As noted in the paper published in Nature, the simulated ACCEL processor hits 4,600 tera-operations per second (TOPS) in vision tasks. This works out to a 3.7X performance advantage over Nvidia’s A100 (Ampere) that's listed at a peak of 1,248 TOPS in INT8 workloads (with sparsity). According to the research paper, ACCEL can has a systemic energy efficiency of 74.8 peta-operations per second per watt. Nvidia’s A100 has since been superseded by Hopper and its 80-billion transistors H100 super-chip, but even that looks unimpressive against these results.
Of course, speed is essential in any processing system. However, accuracy is necessary for computer vision tasks. After all, the range of applications and ways these systems are used to govern our lives and civilization is wide: it stretches from the wearable devices market (perhaps in XR scenarios) through autonomous driving, industrial inspections, and other image detection and recognition systems in general, such as facial recognition. Tsinghua University’s paper says that ACCEL was experimentally tried against Fashion-MNIST, 3-class ImageNet classification, and time-lapse video recognition tasks with “competitively high” accuracy levels (at 85.5%, 82.0%, and 92.6%, respectively) while showing superior system robustness in low-light conditions (0.14 fJ μm−2 each frame).

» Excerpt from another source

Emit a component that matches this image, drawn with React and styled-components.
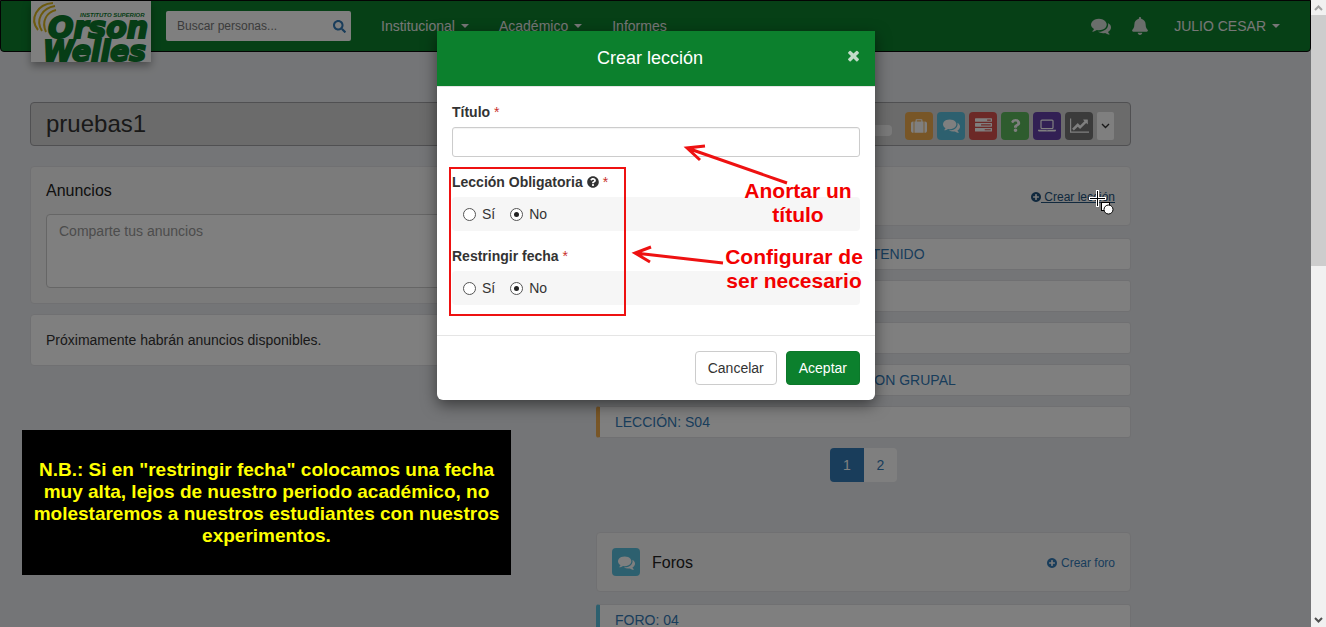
import React from "react";
import styled, { createGlobalStyle } from "styled-components";
import { FaBell, FaSearch, FaQuestion, FaQuestionCircle } from "react-icons/fa";

const GlobalStyle = createGlobalStyle`
  *, *::before, *::after { box-sizing: border-box; }
  body {
    margin: 0;
    background: #e9ebee;
    color: #333;
    font: 14px/20px "Liberation Sans", Arial, sans-serif;
  }
  button, input, textarea { font: inherit; }
  a { color: #337ab7; text-decoration: none; }
  h1, h2, h3, p, ul { margin: 0; padding: 0; }
  h1, h2, h3 { font-weight: normal; }
  ul { list-style: none; }
`;

/* ---------- icons ---------- */

const ICONS = {
  comments: {
    box: "0 0 1792 1792",
    d: "M1408 768q0 139-94 257t-256.5 186.5-353.5 68.5q-86 0-176-16-124 88-278 128-36 9-86 16h-3q-11 0-20.5-8t-11.5-21q-1-3-1-6.5t.5-6.5 2-6l2.5-5 3.5-5.5 4-5 4.5-5 4-4.5q5-6 23-25t26-29.5 22.5-29 25-38.5 20.5-44q-124-72-195-177t-71-224q0-139 94-257t256.5-186.5 353.5-68.5 353.5 68.5 256.5 186.5 94 257zm384 256q0 120-71 224.5t-195 176.5q10 24 20.5 44t25 38.5 22.5 29 26 29.5 23 25q1 1 4 4.5t4.5 5 4 5 3.5 5.5l2.5 5 2 6 .5 6.5-1 6.5q-3 14-13 22t-22 7q-50-7-86-16-154-40-278-128-90 16-176 16-271 0-472-132 58 4 88 4 161 0 309-45t264-129q125-92 192-212t67-254q0-77-23-152 129 71 204 178t75 230z",
  },
  suitcase: {
    box: "0 0 1792 1792",
    d: "M640 384h512v-128h-512v128zm-352 0v1280h-64q-92 0-158-66t-66-158v-832q0-92 66-158t158-66h64zm1120 0v1280h-1024v-1280h128v-160q0-40 28-68t68-28h576q40 0 68 28t28 68v160h128zm384 224v832q0 92-66 158t-158 66h-64v-1280h64q92 0 158 66t66 158z",
  },
  tasks: {
    box: "0 0 1792 1792",
    d: "M1024 1408h640v-128h-640v128zm-384-512h1024v-128h-1024v128zm640-512h384v-128h-384v128zm512 832v256q0 26-19 45t-45 19h-1664q-26 0-45-19t-19-45v-256q0-26 19-45t45-19h1664q26 0 45 19t19 45zm0-512v256q0 26-19 45t-45 19h-1664q-26 0-45-19t-19-45v-256q0-26 19-45t45-19h1664q26 0 45 19t19 45zm0-512v256q0 26-19 45t-45 19h-1664q-26 0-45-19t-19-45v-256q0-26 19-45t45-19h1664q26 0 45 19t19 45z",
  },
  laptop: {
    box: "0 0 1920 1792",
    d: "M416 1280q-66 0-113-47t-47-113v-704q0-66 47-113t113-47h1088q66 0 113 47t47 113v704q0 66-47 113t-113 47h-1088zm-32-864v704q0 13 9.5 22.5t22.5 9.5h1088q13 0 22.5-9.5t9.5-22.5v-704q0-13-9.5-22.5t-22.5-9.5h-1088q-13 0-22.5 9.5t-9.5 22.5zm1376 928h160v96q0 40-47 68t-113 28h-1600q-66 0-113-28t-47-68v-96h1760zm-720 96q16 0 16-16t-16-16h-160q-16 0-16 16t16 16h160z",
  },
  chart: {
    box: "0 0 2048 1792",
    d: "M2048 1536v128h-2048v-1536h128v1408h1920zm-128-1248v435q0 21-19.5 29.5t-35.5-7.5l-121-121-633 633q-10 10-23 10t-23-10l-233-233-416 416-192-192 585-585q10-10 23-10t23 10l233 233 464-464-121-121q-16-16-7.5-35.5t29.5-19.5h435q14 0 23 9t9 23z",
  },
  plus: {
    box: "0 128 1536 1536",
    d: "M1216 960v-128q0-26-19-45t-45-19h-256v-256q0-26-19-45t-45-19h-128q-26 0-45 19t-19 45v256h-256q-26 0-45 19t-19 45v128q0 26 19 45t45 19h256v256q0 26 19 45t45 19h128q26 0 45-19t19-45v-256h256q26 0 45-19t19-45zm320-64q0 209-103 385.5t-279.5 279.5-385.5 103-385.5-103-279.5-279.5-103-385.5 103-385.5 279.5-279.5 385.5-103 385.5 103 279.5 279.5 103 385.5z",
  },
  times: {
    box: "296 296 1200 1200",
    d: "M1490 1322q0 40-28 68l-136 136q-28 28-68 28t-68-28l-294-294-294 294q-28 28-68 28t-68-28l-136-136q-28-28-28-68t28-68l294-294-294-294q-28-28-28-68t28-68l136-136q28-28 68-28t68 28l294 294 294-294q28-28 68-28t68 28l136 136q28 28 28 68t-28 68l-294 294 294 294q28 28 28 68z",
  },
};

function Icon({ name, size, width }) {
  const { box, d } = ICONS[name];
  return (
    <svg width={width || size} height={size} viewBox={box} fill="currentColor" overflow="visible" aria-hidden="true">
      <path d={d} />
    </svg>
  );
}

/* ---------- window frame ---------- */

const Frame = styled.div`
  display: grid;
  grid-template-columns: minmax(0, 1fr) 15px;
  height: 100vh;
  overflow: hidden;
`;

const Screen = styled.div`
  position: relative;
  min-width: 0;
  height: 100vh;
  overflow: hidden;
`;

const Scrollbar = styled.div`
  display: flex;
  flex-direction: column;
  background: #f1f1f1;
`;

const ScrollArrow = styled.button`
  display: flex;
  align-items: center;
  justify-content: center;
  height: 15px;
  padding: 0;
  border: 0;
  background: #f1f1f1;
  color: ${(p) => (p.$muted ? "#a3a3a3" : "#505050")};
`;

const ScrollTrack = styled.div`
  flex: 1;
`;

const ScrollThumb = styled.div`
  height: 42%;
  background: #cdcdcd;
`;

/* ---------- top navigation ---------- */

const Navbar = styled.nav`
  display: flex;
  align-items: flex-start;
  height: 52px;
  padding: 0 15px 0 29px;
  border: 1px solid #080808;
  border-radius: 0 0 4px 4px;
  background: #0c802d;
`;

const LogoLink = styled.a`
  display: block;
  height: 61px;
  margin-left: 1px;
  background: #fff;
  box-shadow: 0 4px 8px rgba(0, 0, 0, 0.35);
  svg { display: block; }
`;

const SearchForm = styled.form`
  display: flex;
  align-items: center;
  width: 185px;
  height: 30px;
  margin: 10px 15px 0;
  padding: 0 5px 0 11px;
  border-radius: 2px;
  background: #fff;
`;

const SearchInput = styled.input`
  flex: 1;
  min-width: 0;
  padding: 0;
  border: 0;
  outline: 0;
  background: none;
  font-size: 12px;
  &::placeholder { color: #777; opacity: 1; }
`;

const SearchButton = styled.button`
  display: flex;
  padding: 0;
  border: 0;
  background: none;
  color: #337ab7;
`;

const Menu = styled.ul`
  display: flex;
  align-items: center;
  height: 50px;
  margin-left: ${(p) => (p.$end ? "auto" : "0")};
`;

const MenuLink = styled.a`
  display: flex;
  align-items: center;
  gap: 6px;
  padding: 0 ${(p) => (p.$icon ? 10 : 15)}px;
  color: ${(p) => (p.$icon ? "#d5dcd6" : "#eee")};
`;

const Caret = styled.span`
  border: 4px solid transparent;
  border-top-color: currentColor;
  border-bottom: 0;
`;

/* ---------- course page ---------- */

const Page = styled.main`
  max-width: 1161px;
  padding: 50px 30px 0;
`;

const CourseBar = styled.header`
  display: flex;
  align-items: center;
  gap: 4px;
  height: 44px;
  padding: 3px 16px 0 15px;
  border: 1px solid #a0a0a4;
  border-radius: 4px;
  background: #d6d6d6;
`;

const CourseTitle = styled.h1`
  flex: 1;
  padding-bottom: 3px;
  font-size: 24px;
  line-height: 26px;
`;

const Progress = styled.div`
  width: 160px;
  height: 11px;
  margin: 10px 9px 0 0;
  border-radius: 4px;
  background: #f5f5f5;
`;

const Tile = styled.button`
  display: flex;
  flex: none;
  align-items: center;
  justify-content: center;
  width: 28px;
  height: 28px;
  padding: 0;
  border: 0;
  border-radius: 4px;
  background: ${(p) => p.$color};
  color: #fff;
`;

const MoreButton = styled(Tile)`
  width: 17px;
  border-radius: 2px;
  background: #fff;
  color: #333;
`;

const Columns = styled.div`
  display: grid;
  grid-template-columns: 1fr 1fr;
  gap: 31px;
  margin-top: 20px;
`;

const Column = styled.div`
  display: flex;
  flex-direction: column;
  gap: ${(p) => p.$gap}px;
  min-width: 0;
`;

const Card = styled.section`
  padding: 15px;
  border: 1px solid #e0e1e4;
  border-radius: 4px;
  background: ${(p) => (p.$plain ? "#fff" : "#f6f6f6")};
`;

const CardTitle = styled.h2`
  flex: 1;
  color: #222;
  font-size: 16px;
  line-height: 18px;
`;

const Composer = styled.textarea`
  display: block;
  width: 100%;
  height: 74px;
  margin-top: 14px;
  padding: 6px 12px;
  border: 1px solid #ccc;
  border-radius: 4px;
  background: #fff;
  resize: none;
  &::placeholder { color: #999; opacity: 1; }
`;

const SectionHead = styled(Card)`
  display: flex;
  align-items: center;
  gap: 12px;
  height: 60px;
  ${CardTitle} { padding-top: 2px; }
`;

const CreateLink = styled.a`
  display: flex;
  align-items: center;
  gap: ${(p) => (p.$hover ? 0 : 4)}px;
  padding-top: 2px;
  font-size: 12px;
  white-space: pre;
  color: ${(p) => (p.$hover ? "#23527c" : "#337ab7")};
  span { text-decoration: ${(p) => (p.$hover ? "underline" : "none")}; }
`;

const ItemList = styled.ul`
  display: flex;
  flex-direction: column;
  gap: 10px;
`;

const Item = styled.li`
  padding: 5px 15px;
  border: 1px solid #e0e1e4;
  border-left: 4px solid ${(p) => p.$color};
  border-radius: 3px;
  background: #fff;
`;

const Pager = styled.nav`
  display: flex;
  justify-content: center;
  margin: -2px 0 38px;
`;

const PageLink = styled.a`
  width: ${(p) => (p.$active ? 34 : 33)}px;
  padding: 7px 0;
  text-align: center;
  border-radius: ${(p) => (p.$active ? "4px 0 0 4px" : "0 4px 4px 0")};
  background: ${(p) => (p.$active ? "#337ab7" : "#fff")};
  color: ${(p) => (p.$active ? "#fff" : "#337ab7")};
`;

/* ---------- dialog ---------- */

const Backdrop = styled.div`
  position: absolute;
  inset: 0;
  display: flex;
  align-items: flex-start;
  justify-content: center;
  padding: 31px 15px 0 16px;
  background: rgba(0, 0, 0, 0.5);
`;

const Dialog = styled.div`
  position: relative;
  width: 438px;
  border-radius: 0 0 6px 6px;
  background: #fff;
  box-shadow: 0 5px 15px rgba(0, 0, 0, 0.5);
`;

const DialogHead = styled.header`
  display: flex;
  align-items: flex-start;
  padding: 15px;
  border-bottom: 1px solid #e5e5e5;
  background: #0c802d;
`;

const DialogTitle = styled.h2`
  flex: 1;
  color: #fff;
  font-size: 18px;
  line-height: 25px;
  text-align: center;
`;

const CloseButton = styled.button`
  display: flex;
  align-items: center;
  height: 18px;
  padding: 0 1px 0 0;
  border: 0;
  background: none;
  color: #c2dcc9;
`;

const DialogBody = styled.form`
  display: flex;
  flex-direction: column;
  gap: 15px;
  padding: 15px 15px 30px;
`;

const Field = styled.fieldset`
  display: flex;
  flex-direction: column;
  gap: 5px;
  min-width: 0;
  margin: 0;
  padding: 0;
  border: 0;
`;

const FieldLabel = styled.label`
  display: flex;
  align-items: center;
  gap: 4px;
  font-weight: bold;
`;

const Required = styled.span`
  color: #c9302c;
  font-weight: normal;
`;

const TextInput = styled.input`
  width: 100%;
  height: 30px;
  padding: 5px 10px;
  border: 1px solid #ccc;
  border-radius: 3px;
  background: #fff;
  box-shadow: inset 0 1px 1px rgba(0, 0, 0, 0.05);
`;

const Options = styled.div`
  display: flex;
  gap: 15px;
  padding: 7px 11px;
  border-radius: 4px;
  background: #f6f6f6;
`;

const Option = styled.label`
  display: flex;
  align-items: center;
  gap: 6px;
`;

const Radio = styled.input`
  appearance: none;
  display: grid;
  place-items: center;
  width: 13px;
  height: 13px;
  margin: 0;
  border: 1px solid #555;
  border-radius: 50%;
  background: #fff;
  &:checked::before {
    content: "";
    width: 5px;
    height: 5px;
    border-radius: 50%;
    background: #222;
  }
`;

const DialogFoot = styled.footer`
  display: flex;
  justify-content: flex-end;
  gap: 9px;
  padding: 15px;
  border-top: 1px solid #e5e5e5;
`;

const Button = styled.button`
  padding: 6px 12px;
  border: 1px solid ${(p) => (p.$primary ? "#0c782a" : "#ccc")};
  border-radius: 4px;
  background: ${(p) => (p.$primary ? "#0c802d" : "#fff")};
  color: ${(p) => (p.$primary ? "#fff" : "#333")};
`;

/* ---------- tutorial marks over the dialog and page ---------- */

const MarkFrame = styled.div`
  position: absolute;
  left: 12px;
  top: 136px;
  width: 177px;
  height: 149px;
  border: 2px solid #ee1111;
`;

const MarkText = styled.p`
  position: absolute;
  left: ${(p) => p.$x}px;
  top: ${(p) => p.$y}px;
  width: 144px;
  color: #f20000;
  font-size: 21px;
  font-weight: bold;
  line-height: 24px;
  text-align: center;
`;

const MarkArrows = styled.svg`
  position: absolute;
  left: 0;
  top: 0;
  pointer-events: none;
`;

const NoteBox = styled.aside`
  position: absolute;
  left: 22px;
  top: 430px;
  display: flex;
  align-items: center;
  justify-content: center;
  width: 489px;
  height: 145px;
  background: #000;
  color: #ff0;
  font-size: 19px;
  font-weight: bold;
  line-height: 22px;
  text-align: center;
  white-space: nowrap;
`;

const Pointer = styled.svg`
  position: absolute;
  left: 1088px;
  top: 189px;
`;

/* ---------- parts ---------- */

function Logo() {
  return (
    <svg width="120" height="61" viewBox="0 0 120 61" overflow="visible" role="img" aria-label="Instituto Superior Orson Welles">
      <g fill="none" stroke="#d9b51c" strokeWidth="2">
        <path d="M22 2C6 3 -2 18 7 29" />
        <path d="M24 5C11 7 4 19 11 30" />
        <path d="M25 9C16 11 10 20 15 31" />
      </g>
      <g fill="#0c7a2d" stroke="#0c7a2d" fontStyle="italic" fontWeight="bold">
        <text x="49" y="16" fontSize="6" strokeWidth="0" fontFamily="'Liberation Sans', Arial, sans-serif">
          INSTITUTO SUPERIOR
        </text>
        <text x="17" y="37" fontSize="30" strokeWidth="2" fontFamily="'DejaVu Sans', sans-serif">Orson</text>
        <text x="12" y="60" fontSize="28" strokeWidth="2" fontFamily="'DejaVu Sans', sans-serif">Welles</text>
      </g>
    </svg>
  );
}

const TILES = [
  { label: "Lecciones", color: "#f0ad4e", icon: <Icon name="suitcase" size={16} /> },
  { label: "Foros", color: "#5bc0de", icon: <Icon name="comments" size={17} /> },
  { label: "Tareas", color: "#d9534f", icon: <Icon name="tasks" size={17} /> },
  { label: "Evaluaciones", color: "#5cb85c", icon: <FaQuestion size={13} /> },
  { label: "Clases virtuales", color: "#6540a8", icon: <Icon name="laptop" size={17} width={18} /> },
  { label: "Estadísticas", color: "#777", icon: <Icon name="chart" size={17} width={19} /> },
];

const LESSONS = [
  "LECCIÓN: 1 PRESENTACIÓN DEL CONTENIDO",
  "LECCIÓN: S01",
  "LECCIÓN: S02",
  "LECCIÓN: S03 TRABAJO: PRESENTACION GRUPAL",
  "LECCIÓN: S04",
];

function YesNo({ name }) {
  return (
    <Options>
      <Option><Radio type="radio" name={name} value="si" />Sí</Option>
      <Option><Radio type="radio" name={name} value="no" defaultChecked />No</Option>
    </Options>
  );
}

function LessonDialog() {
  return (
    <Dialog role="dialog" aria-labelledby="dialog-title">
      <DialogHead>
        <DialogTitle id="dialog-title">Crear lección</DialogTitle>
        <CloseButton aria-label="Cerrar"><Icon name="times" size={11} /></CloseButton>
      </DialogHead>
      <DialogBody>
        <Field>
          <FieldLabel htmlFor="titulo">Título <Required>*</Required></FieldLabel>
          <TextInput id="titulo" type="text" />
        </Field>
        <Field aria-labelledby="obligatoria-label">
          <FieldLabel as="span" id="obligatoria-label">
            Lección Obligatoria <FaQuestionCircle size={12} /> <Required>*</Required>
          </FieldLabel>
          <YesNo name="obligatoria" />
        </Field>
        <Field aria-labelledby="restringir-label">
          <FieldLabel as="span" id="restringir-label">Restringir fecha <Required>*</Required></FieldLabel>
          <YesNo name="restringir" />
        </Field>
      </DialogBody>
      <DialogFoot>
        <Button type="button">Cancelar</Button>
        <Button type="button" $primary>Aceptar</Button>
      </DialogFoot>

      <MarkFrame />
      <MarkArrows width="438" height="369" fill="none" stroke="#ee1111" strokeWidth="3">
        <path d="M350 152L250 117M268 115L250 117L263 129" />
        <path d="M286 232L198 222M214 216L198 222L213 231" />
      </MarkArrows>
      <MarkText $x={289} $y={148}>Anortar un<br />título</MarkText>
      <MarkText $x={285} $y={214}>Configurar de<br />ser necesario</MarkText>
    </Dialog>
  );
}

export default function App() {
  return (
    <Frame>
      <GlobalStyle />
      <Screen>
        <Navbar>
          <LogoLink href="#"><Logo /></LogoLink>
          <SearchForm>
            <SearchInput type="search" aria-label="Buscar personas" placeholder="Buscar personas..." />
            <SearchButton type="button" aria-label="Buscar"><FaSearch size={13} /></SearchButton>
          </SearchForm>
          <Menu>
            <li><MenuLink href="#">Institucional<Caret /></MenuLink></li>
            <li><MenuLink href="#">Académico<Caret /></MenuLink></li>
            <li><MenuLink href="#">Informes</MenuLink></li>
          </Menu>
          <Menu $end>
            <li><MenuLink href="#" $icon aria-label="Mensajes"><Icon name="comments" size={20} /></MenuLink></li>
            <li><MenuLink href="#" $icon aria-label="Avisos"><FaBell size={18} /></MenuLink></li>
            <li><MenuLink href="#">JULIO CESAR<Caret /></MenuLink></li>
          </Menu>
        </Navbar>

        <Page>
          <CourseBar>
            <CourseTitle>pruebas1</CourseTitle>
            <Progress />
            {TILES.map((t) => (
              <Tile key={t.label} $color={t.color} aria-label={t.label}>{t.icon}</Tile>
            ))}
            <MoreButton aria-label="Más opciones">
              <svg width="9" height="6" viewBox="0 0 9 6" fill="none" stroke="currentColor" strokeWidth="1.4">
                <path d="M1 1L4.500 4.500L8 1" />
              </svg>
            </MoreButton>
          </CourseBar>

          <Columns>
            <Column $gap={10}>
              <Card>
                <CardTitle>Anuncios</CardTitle>
                <Composer aria-label="Anuncio" placeholder="Comparte tus anuncios" />
              </Card>
              <Card $plain>
                <p>Próximamente habrán anuncios disponibles.</p>
              </Card>
            </Column>

            <Column $gap={12}>
              <SectionHead>
                <Tile $color="#f0ad4e" aria-label="Lecciones"><Icon name="suitcase" size={16} /></Tile>
                <CardTitle>Lecciones</CardTitle>
                <CreateLink href="#" $hover><Icon name="plus" size={10} /><span> Crear lección</span></CreateLink>
              </SectionHead>
              <ItemList>
                {LESSONS.map((text) => (
                  <Item key={text} $color="#f0ad4e"><a href="#">{text}</a></Item>
                ))}
              </ItemList>
              <Pager aria-label="Páginas">
                <PageLink href="#" $active>1</PageLink>
                <PageLink href="#">2</PageLink>
              </Pager>
              <SectionHead>
                <Tile $color="#5bc0de" aria-label="Foros"><Icon name="comments" size={17} /></Tile>
                <CardTitle>Foros</CardTitle>
                <CreateLink href="#"><Icon name="plus" size={10} /><span>Crear foro</span></CreateLink>
              </SectionHead>
              <ItemList>
                <Item $color="#5bc0de"><a href="#">FORO: 04</a></Item>
              </ItemList>
            </Column>
          </Columns>
        </Page>

        <Backdrop>
          <LessonDialog />
        </Backdrop>

        <NoteBox>
          <p>
            N.B.: Si en "restringir fecha" colocamos una fecha<br />
            muy alta, lejos de nuestro periodo académico, no<br />
            molestaremos a nuestros estudiantes con nuestros<br />
            experimentos.
          </p>
        </NoteBox>

        <Pointer width="26" height="28" viewBox="0 0 26 28" aria-hidden="true">
          <path d="M9.500 1V18M1 9.500H18" stroke="#fff" strokeWidth="3" />
          <path d="M9.500 2V17M2 9.500H17" stroke="#000" strokeWidth="1" />
          <rect x="13.500" y="13.500" width="8" height="8" fill="#fff" stroke="#000" />
          <circle cx="20.500" cy="20.500" r="4.500" fill="#fff" stroke="#000" />
        </Pointer>
      </Screen>

      <Scrollbar>
        <ScrollArrow $muted aria-label="Subir">
          <svg width="9" height="6" viewBox="0 0 9 6" fill="none" stroke="currentColor" strokeWidth="2">
            <path d="M1 5L4.500 1.500L8 5" />
          </svg>
        </ScrollArrow>
        <ScrollTrack><ScrollThumb /></ScrollTrack>
        <ScrollArrow aria-label="Bajar">
          <svg width="9" height="6" viewBox="0 0 9 6" fill="none" stroke="currentColor" strokeWidth="2">
            <path d="M1 1L4.500 4.500L8 1" />
          </svg>
        </ScrollArrow>
      </Scrollbar>
    </Frame>
  );
}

In the case of ACCEL, Tsinghua’s architecture operates through diffractive optical analog computing (OAC) assisted by electronic analog computing (EAC) with scalability, nonlinearity, and flexibility in one chip – but 99% of its operation is implemented within the optical system. According to the paper, this helps in fighting constraints found in other vision architectures such as Mach–Zehnder interferometers and diffractive Deep Neural Networks (DNNs).
That 99% number is relevant to explaining at least the disparity in energy efficiency between ACCEL and other non-analog approaches: Nvidia’s GPU is 100% digital, meaning that its operation is based on the continuous flow of electrons (and produces waste heat as a result).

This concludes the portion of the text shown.